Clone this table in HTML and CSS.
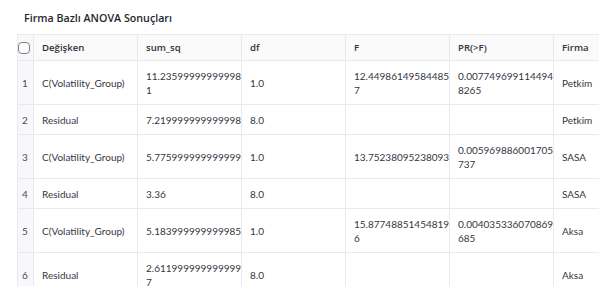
FILE: index.html
```html
<!DOCTYPE html>
<html lang="tr">
<head>
<meta charset="utf-8">
<title>Firma Bazlı ANOVA Sonuçları</title>
<link rel="stylesheet" href="styles.css">
</head>
<body>
<div class="page">
  <h3 class="title">Firma Bazlı ANOVA Sonuçları</h3>
  <table class="grid">
    <colgroup>
      <col class="c-idx"><col class="c-w"><col class="c-w"><col class="c-w"><col class="c-w"><col class="c-w"><col class="c-w">
    </colgroup>
    <thead>
      <tr>
        <th class="idx"><span class="check"></span></th>
        <th>Değişken</th>
        <th>sum_sq</th>
        <th>df</th>
        <th>F</th>
        <th>PR(&gt;F)</th>
        <th>Firma</th>
      </tr>
    </thead>
    <tbody>
      <tr>
        <td class="idx">1</td>
        <td>C(Volatility_Group)</td>
        <td>11.23599999999998<br>1</td>
        <td>1.0</td>
        <td>12.44986149584485<br>7</td>
        <td>0.007749699114494<br>8265</td>
        <td>Petkim</td>
      </tr>
      <tr>
        <td class="idx">2</td>
        <td>Residual</td>
        <td>7.219999999999998</td>
        <td>8.0</td>
        <td></td>
        <td></td>
        <td>Petkim</td>
      </tr>
      <tr>
        <td class="idx">3</td>
        <td>C(Volatility_Group)</td>
        <td>5.775999999999999</td>
        <td>1.0</td>
        <td>13.75238095238093</td>
        <td>0.005969886001705<br>737</td>
        <td>SASA</td>
      </tr>
      <tr>
        <td class="idx">4</td>
        <td>Residual</td>
        <td>3.36</td>
        <td>8.0</td>
        <td></td>
        <td></td>
        <td>SASA</td>
      </tr>
      <tr>
        <td class="idx">5</td>
        <td>C(Volatility_Group)</td>
        <td>5.183999999999985</td>
        <td>1.0</td>
        <td>15.87748851454819<br>6</td>
        <td>0.004035336070869<br>685</td>
        <td>Aksa</td>
      </tr>
      <tr>
        <td class="idx">6</td>
        <td>Residual</td>
        <td>2.611999999999999<br>7</td>
        <td>8.0</td>
        <td></td>
        <td></td>
        <td>Aksa</td>
      </tr>
    </tbody>
  </table>
</div>
</body>
</html>
```
FILE: styles.css
```css
html, body {
  margin: 0;
  padding: 0;
  background: #ffffff;
  overflow: hidden;
}

.page {
  width: 599px;
  height: 286px;
  overflow: hidden;
  font-family: Lato, "Open Sans", sans-serif;
  color: #31333f;
}

.title {
  margin: 0;
  padding: 11px 0 0 24px;
  height: 15px;
  line-height: 15px;
  font-family: "Open Sans", Lato, sans-serif;
  font-size: 10.7px;
  font-weight: 600;
  color: #262730;
}

.grid {
  margin: 8px 0 0 17px;
  border-collapse: collapse;
  table-layout: fixed;
  width: 640px;
  font-size: 10px;
  line-height: 14px;
}

.c-idx { width: 16px; }
.c-w { width: 104px; }

.grid th,
.grid td {
  border: 1px solid #e9e9ec;
  padding: 7.5px 8px;
  text-align: left;
  vertical-align: middle;
  white-space: nowrap;
  overflow: visible;
}

.grid th {
  padding: 5.5px 8px;
  font-family: "Open Sans", Lato, sans-serif;
  font-size: 9.6px;
  font-weight: 600;
  color: #31333f;
  background: #fafafb;
}

.grid td {
  color: #35363f;
}

.grid .idx {
  background: #f8f8fa;
  padding-left: 4px;
  padding-right: 0;
  color: #4a4b55;
}

.grid th.idx {
  padding: 0;
}

.check {
  display: block;
  width: 10px;
  height: 10px;
  border: 1.3px solid #7d7f86;
  border-radius: 4px;
  background: #ffffff;
}
```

# [What this task involves]
Quote every line word for word and keep the images out of the copy.

# [Response to this task]
Clone this table in HTML and CSS.
FILE: index.html
```html
<!DOCTYPE html>
<html lang="tr">
<head>
<meta charset="utf-8">
<title>Firma Bazlı ANOVA Sonuçları</title>
<link rel="stylesheet" href="styles.css">
</head>
<body>
<div class="page">
  <h3 class="title">Firma Bazlı ANOVA Sonuçları</h3>
  <table class="grid">
    <colgroup>
      <col class="c-idx"><col class="c-w"><col class="c-w"><col class="c-w"><col class="c-w"><col class="c-w"><col class="c-w">
    </colgroup>
    <thead>
      <tr>
        <th class="idx"><span class="check"></span></th>
        <th>Değişken</th>
        <th>sum_sq</th>
        <th>df</th>
        <th>F</th>
        <th>PR(&gt;F)</th>
        <th>Firma</th>
      </tr>
    </thead>
    <tbody>
      <tr>
        <td class="idx">1</td>
        <td>C(Volatility_Group)</td>
        <td>11.23599999999998<br>1</td>
        <td>1.0</td>
        <td>12.44986149584485<br>7</td>
        <td>0.007749699114494<br>8265</td>
        <td>Petkim</td>
      </tr>
      <tr>
        <td class="idx">2</td>
        <td>Residual</td>
        <td>7.219999999999998</td>
        <td>8.0</td>
        <td></td>
        <td></td>
        <td>Petkim</td>
      </tr>
      <tr>
        <td class="idx">3</td>
        <td>C(Volatility_Group)</td>
        <td>5.775999999999999</td>
        <td>1.0</td>
        <td>13.75238095238093</td>
        <td>0.005969886001705<br>737</td>
        <td>SASA</td>
      </tr>
      <tr>
        <td class="idx">4</td>
        <td>Residual</td>
        <td>3.36</td>
        <td>8.0</td>
        <td></td>
        <td></td>
        <td>SASA</td>
      </tr>
      <tr>
        <td class="idx">5</td>
        <td>C(Volatility_Group)</td>
        <td>5.183999999999985</td>
        <td>1.0</td>
        <td>15.87748851454819<br>6</td>
        <td>0.004035336070869<br>685</td>
        <td>Aksa</td>
      </tr>
      <tr>
        <td class="idx">6</td>
        <td>Residual</td>
        <td>2.611999999999999<br>7</td>
        <td>8.0</td>
        <td></td>
        <td></td>
        <td>Aksa</td>
      </tr>
    </tbody>
  </table>
</div>
</body>
</html>
```
FILE: styles.css
```css
html, body {
  margin: 0;
  padding: 0;
  background: #ffffff;
  overflow: hidden;
}

.page {
  width: 599px;
  height: 286px;
  overflow: hidden;
  font-family: Lato, "Open Sans", sans-serif;
  color: #31333f;
}

.title {
  margin: 0;
  padding: 11px 0 0 24px;
  height: 15px;
  line-height: 15px;
  font-family: "Open Sans", Lato, sans-serif;
  font-size: 10.7px;
  font-weight: 600;
  color: #262730;
}

.grid {
  margin: 8px 0 0 17px;
  border-collapse: collapse;
  table-layout: fixed;
  width: 640px;
  font-size: 10px;
  line-height: 14px;
}

.c-idx { width: 16px; }
.c-w { width: 104px; }

.grid th,
.grid td {
  border: 1px solid #e9e9ec;
  padding: 7.5px 8px;
  text-align: left;
  vertical-align: middle;
  white-space: nowrap;
  overflow: visible;
}

.grid th {
  padding: 5.5px 8px;
  font-family: "Open Sans", Lato, sans-serif;
  font-size: 9.6px;
  font-weight: 600;
  color: #31333f;
  background: #fafafb;
}

.grid td {
  color: #35363f;
}

.grid .idx {
  background: #f8f8fa;
  padding-left: 4px;
  padding-right: 0;
  color: #4a4b55;
}

.grid th.idx {
  padding: 0;
}

.check {
  display: block;
  width: 10px;
  height: 10px;
  border: 1.3px solid #7d7f86;
  border-radius: 4px;
  background: #ffffff;
}
```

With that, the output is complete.